How much does it matter if the world around us is filled with interpersonal violence? Does it only matter if someone specifically incites another to violence? Or does the constant barrage of violent images change our experience of the world? How much are you used to aggression in the world around you?
I am an emotional person. I shivered with horror when I read that the former President Bush kept the Glock automatic weapon found in Saddam Hussein’s final hideout. All the power of this country and we keep trophies in the Oval Office from a life-threatening mission that Mr. President stayed tens of thousands of miles away from. The force necessary to stop the brutality of Saddam Hussein has lead to the deaths of thousands of civilians including children.
Violence frightens me. I struggle to maintain my presence when I am face to face with an armed person — law professionals included. I do not take comfort in the fact that children can get used to and comfortable with weapons and immune to violence. May I point out that some guns are not designed, produced, nor marketed as weapons? I have opinions and probably wouldn’t handle hunting very well but I am capable of recognizing the difference between hunting and interpersonal violence and war.
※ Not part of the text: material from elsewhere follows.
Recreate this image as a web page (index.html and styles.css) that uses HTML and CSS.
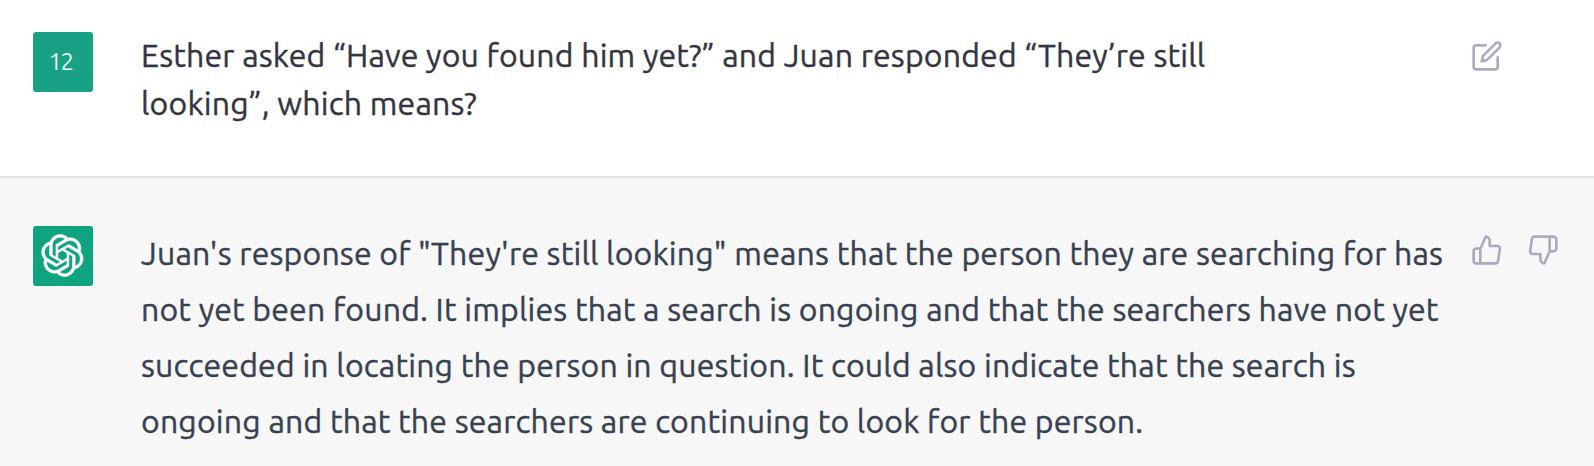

I wonder sometimes, if the National Rifle Association is able to see the difference.
I understand how groups of people get used to weapons. I get why it happens. I just won’t be at ease with it. I won’t stop wishing and working toward protecting children from getting used to these images. I won’t stop standing up in a nonviolent and accepting manner to say there is another way. I believe we can stand up to becoming accustomed to violent imagery and exposure to violence if we stand together.
Can I or any group of people force another individual to cease using violence? Well, think about the language force. We really can’t, although many try with violence. The result, of course, is more violence in the hope of ending the violence. Sometimes — my guess is rarely — it works. Think about the reasons why someone might take a chance of using violence against people. They do not seem to consider the possibility that the violence will turn unfavorably toward themselves. And, when the violence turns on them, to what end? In fact, the vast majority of weapons in individual households contribute to the injury or death of a household member in acts of self and other directed violence.
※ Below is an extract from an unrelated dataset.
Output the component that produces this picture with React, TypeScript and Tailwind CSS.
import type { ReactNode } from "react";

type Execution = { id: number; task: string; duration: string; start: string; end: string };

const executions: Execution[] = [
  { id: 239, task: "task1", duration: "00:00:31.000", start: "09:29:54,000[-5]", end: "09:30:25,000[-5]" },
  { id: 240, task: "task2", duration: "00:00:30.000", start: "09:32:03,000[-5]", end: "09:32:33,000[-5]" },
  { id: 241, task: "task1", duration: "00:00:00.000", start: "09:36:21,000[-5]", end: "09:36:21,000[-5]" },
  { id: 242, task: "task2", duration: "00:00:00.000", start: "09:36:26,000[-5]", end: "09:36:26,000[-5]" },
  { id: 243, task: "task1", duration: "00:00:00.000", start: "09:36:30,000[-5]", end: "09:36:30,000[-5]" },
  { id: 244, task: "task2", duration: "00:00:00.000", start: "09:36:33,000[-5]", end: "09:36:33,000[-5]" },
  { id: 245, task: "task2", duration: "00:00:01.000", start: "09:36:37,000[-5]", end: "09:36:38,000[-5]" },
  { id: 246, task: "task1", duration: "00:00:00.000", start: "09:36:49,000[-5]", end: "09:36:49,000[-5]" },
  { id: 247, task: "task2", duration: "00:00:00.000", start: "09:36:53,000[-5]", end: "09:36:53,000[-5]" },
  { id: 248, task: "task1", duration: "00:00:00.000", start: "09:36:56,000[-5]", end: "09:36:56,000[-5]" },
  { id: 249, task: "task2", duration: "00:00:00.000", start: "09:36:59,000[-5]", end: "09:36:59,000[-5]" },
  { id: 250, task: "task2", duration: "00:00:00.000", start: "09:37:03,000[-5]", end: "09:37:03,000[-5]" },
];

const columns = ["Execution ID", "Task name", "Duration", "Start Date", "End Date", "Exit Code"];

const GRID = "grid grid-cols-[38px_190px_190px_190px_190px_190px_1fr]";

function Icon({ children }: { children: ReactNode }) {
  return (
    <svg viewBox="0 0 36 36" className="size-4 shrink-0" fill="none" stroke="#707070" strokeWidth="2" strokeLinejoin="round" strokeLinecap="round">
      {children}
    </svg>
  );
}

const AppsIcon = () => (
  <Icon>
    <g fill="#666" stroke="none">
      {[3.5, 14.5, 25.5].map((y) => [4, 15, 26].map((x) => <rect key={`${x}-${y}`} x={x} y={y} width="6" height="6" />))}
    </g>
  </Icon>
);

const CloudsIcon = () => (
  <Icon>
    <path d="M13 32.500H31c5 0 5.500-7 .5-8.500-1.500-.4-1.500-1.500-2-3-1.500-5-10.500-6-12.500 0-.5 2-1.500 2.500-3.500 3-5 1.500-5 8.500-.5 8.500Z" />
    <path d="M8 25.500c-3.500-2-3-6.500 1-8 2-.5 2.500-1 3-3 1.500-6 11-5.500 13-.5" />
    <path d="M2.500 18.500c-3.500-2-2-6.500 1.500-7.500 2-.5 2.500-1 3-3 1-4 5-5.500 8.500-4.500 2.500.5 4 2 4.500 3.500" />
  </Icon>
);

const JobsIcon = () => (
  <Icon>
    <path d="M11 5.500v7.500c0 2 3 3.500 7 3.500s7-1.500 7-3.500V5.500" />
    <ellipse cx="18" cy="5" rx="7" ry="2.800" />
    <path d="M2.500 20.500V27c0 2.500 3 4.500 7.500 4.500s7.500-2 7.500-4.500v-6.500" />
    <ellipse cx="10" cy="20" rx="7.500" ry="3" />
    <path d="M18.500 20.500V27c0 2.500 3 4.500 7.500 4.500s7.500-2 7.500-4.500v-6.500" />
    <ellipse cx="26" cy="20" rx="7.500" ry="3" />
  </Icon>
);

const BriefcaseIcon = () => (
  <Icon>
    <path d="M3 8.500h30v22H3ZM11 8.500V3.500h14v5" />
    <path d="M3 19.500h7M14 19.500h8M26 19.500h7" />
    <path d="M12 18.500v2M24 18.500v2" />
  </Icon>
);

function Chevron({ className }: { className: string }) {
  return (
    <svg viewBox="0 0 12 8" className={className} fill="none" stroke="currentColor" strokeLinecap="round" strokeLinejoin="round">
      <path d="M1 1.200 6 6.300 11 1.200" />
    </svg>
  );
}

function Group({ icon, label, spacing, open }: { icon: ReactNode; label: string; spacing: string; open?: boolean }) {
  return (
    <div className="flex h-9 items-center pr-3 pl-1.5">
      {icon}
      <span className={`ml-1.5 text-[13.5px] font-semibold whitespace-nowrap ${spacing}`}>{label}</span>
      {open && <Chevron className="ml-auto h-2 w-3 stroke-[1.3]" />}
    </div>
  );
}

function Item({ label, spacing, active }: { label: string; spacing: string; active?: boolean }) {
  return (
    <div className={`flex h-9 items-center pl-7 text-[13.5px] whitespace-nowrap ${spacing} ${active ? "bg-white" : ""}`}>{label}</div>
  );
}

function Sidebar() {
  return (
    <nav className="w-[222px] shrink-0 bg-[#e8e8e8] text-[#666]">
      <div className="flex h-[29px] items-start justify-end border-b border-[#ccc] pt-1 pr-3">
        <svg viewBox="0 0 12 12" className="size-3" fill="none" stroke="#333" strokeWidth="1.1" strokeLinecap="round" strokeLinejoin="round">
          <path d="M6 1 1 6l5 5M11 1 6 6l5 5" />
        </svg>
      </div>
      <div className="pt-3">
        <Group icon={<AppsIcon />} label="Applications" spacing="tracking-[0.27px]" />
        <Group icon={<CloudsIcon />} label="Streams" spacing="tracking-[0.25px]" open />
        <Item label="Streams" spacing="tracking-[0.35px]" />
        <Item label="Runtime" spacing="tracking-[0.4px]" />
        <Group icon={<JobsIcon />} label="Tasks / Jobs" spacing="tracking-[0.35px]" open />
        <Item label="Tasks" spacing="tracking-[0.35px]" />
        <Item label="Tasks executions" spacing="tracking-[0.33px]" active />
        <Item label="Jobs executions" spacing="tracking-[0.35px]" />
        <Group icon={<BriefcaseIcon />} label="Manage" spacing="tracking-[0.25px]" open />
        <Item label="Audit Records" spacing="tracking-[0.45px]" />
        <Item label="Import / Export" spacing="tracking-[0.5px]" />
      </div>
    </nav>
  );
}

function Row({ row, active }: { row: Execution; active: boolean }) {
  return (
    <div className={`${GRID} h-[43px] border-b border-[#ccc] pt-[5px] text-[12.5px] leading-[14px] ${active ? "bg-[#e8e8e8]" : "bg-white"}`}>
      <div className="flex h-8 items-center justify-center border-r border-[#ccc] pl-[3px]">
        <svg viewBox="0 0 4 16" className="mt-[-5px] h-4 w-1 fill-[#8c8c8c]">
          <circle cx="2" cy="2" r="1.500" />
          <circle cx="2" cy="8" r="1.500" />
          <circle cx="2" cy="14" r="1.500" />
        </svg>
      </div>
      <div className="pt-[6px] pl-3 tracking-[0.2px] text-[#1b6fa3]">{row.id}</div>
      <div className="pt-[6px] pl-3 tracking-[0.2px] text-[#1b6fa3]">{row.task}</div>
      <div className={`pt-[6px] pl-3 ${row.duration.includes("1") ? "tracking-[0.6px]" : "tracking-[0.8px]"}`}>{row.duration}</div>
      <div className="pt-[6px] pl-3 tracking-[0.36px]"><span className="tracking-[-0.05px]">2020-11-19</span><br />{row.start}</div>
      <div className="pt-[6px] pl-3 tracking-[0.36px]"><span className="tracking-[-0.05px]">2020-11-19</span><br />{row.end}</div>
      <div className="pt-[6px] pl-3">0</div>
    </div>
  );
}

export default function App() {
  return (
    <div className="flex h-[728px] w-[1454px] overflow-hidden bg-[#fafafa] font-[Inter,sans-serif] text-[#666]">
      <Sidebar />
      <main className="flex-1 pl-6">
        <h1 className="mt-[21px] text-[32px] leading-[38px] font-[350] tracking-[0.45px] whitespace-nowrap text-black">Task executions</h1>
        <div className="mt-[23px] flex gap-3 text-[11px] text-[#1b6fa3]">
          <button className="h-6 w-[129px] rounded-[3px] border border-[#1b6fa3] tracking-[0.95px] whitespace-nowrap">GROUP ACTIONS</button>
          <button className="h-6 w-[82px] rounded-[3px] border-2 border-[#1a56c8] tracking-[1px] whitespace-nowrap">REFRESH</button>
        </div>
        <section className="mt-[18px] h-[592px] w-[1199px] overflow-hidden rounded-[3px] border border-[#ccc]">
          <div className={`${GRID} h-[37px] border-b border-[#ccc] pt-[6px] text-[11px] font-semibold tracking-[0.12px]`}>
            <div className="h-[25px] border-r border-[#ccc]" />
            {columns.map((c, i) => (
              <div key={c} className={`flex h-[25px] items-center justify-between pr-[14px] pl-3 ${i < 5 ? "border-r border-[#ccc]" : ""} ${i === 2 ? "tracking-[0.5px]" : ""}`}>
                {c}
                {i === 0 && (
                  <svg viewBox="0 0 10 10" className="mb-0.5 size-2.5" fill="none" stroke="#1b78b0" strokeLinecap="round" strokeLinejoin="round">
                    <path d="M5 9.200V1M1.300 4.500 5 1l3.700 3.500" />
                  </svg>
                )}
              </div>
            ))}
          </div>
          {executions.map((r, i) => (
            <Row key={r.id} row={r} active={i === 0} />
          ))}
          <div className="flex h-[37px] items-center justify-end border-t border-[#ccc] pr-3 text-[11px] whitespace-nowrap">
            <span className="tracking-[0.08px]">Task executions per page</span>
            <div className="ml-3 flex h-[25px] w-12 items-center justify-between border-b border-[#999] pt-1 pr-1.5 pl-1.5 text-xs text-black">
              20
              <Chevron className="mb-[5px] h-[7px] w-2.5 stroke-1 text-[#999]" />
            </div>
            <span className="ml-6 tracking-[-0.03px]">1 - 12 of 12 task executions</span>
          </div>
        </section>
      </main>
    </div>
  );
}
Dr. Martin Luther King, Jr. did not force change. He dreamed of change, he envisioned changed, he ignored the violence of others. Eventually, by ignoring the threats of violence, by standing up nonviolently to violence, by holding his ground he lead change. He did not force it. Could Dr. King, Jr. have forced change if he had more power. If he used violent imagery? Not likely. Malcolm X tried that and he was marginalized by many people.
What makes anyone believe that they are privileged enough to force others to their will? How long does such power last and what does it cost? Recently Ray Billingsley — the creator Curtis (I love the funny pages) — ran a story line in which a character wished for world peace. A twisted magical creature granted world peace in the story line by eliminating humanity. Oops. Human beings will see the world differently. We have different values and customs. We won’t always agree.
Does conflict equal violence? What did you do today to resolve conflict without escalating to violence? How did you give your child the tools to solve problems non-violently? How did you protect your child from getting used to violence?
Do I think violent images in politics caused the tragedy in Tuscon? Caused is too strong a word. What caused the tragedy was the shooter’s ability to get a very powerful and deadly weapon despite lots of evidence that the he was comfortable making threats and very disorganized in his thoughts. He did not always believe that numbers were facts. No one who sold him the weapon was freaked out by the fact of handing something like that over to him — just another day. The Army, however, did not appear to see him fit to handle weapons.
Violence in our language supports violent actions. Doesn’t cause, but generally it does precede. Why do we have to keep it?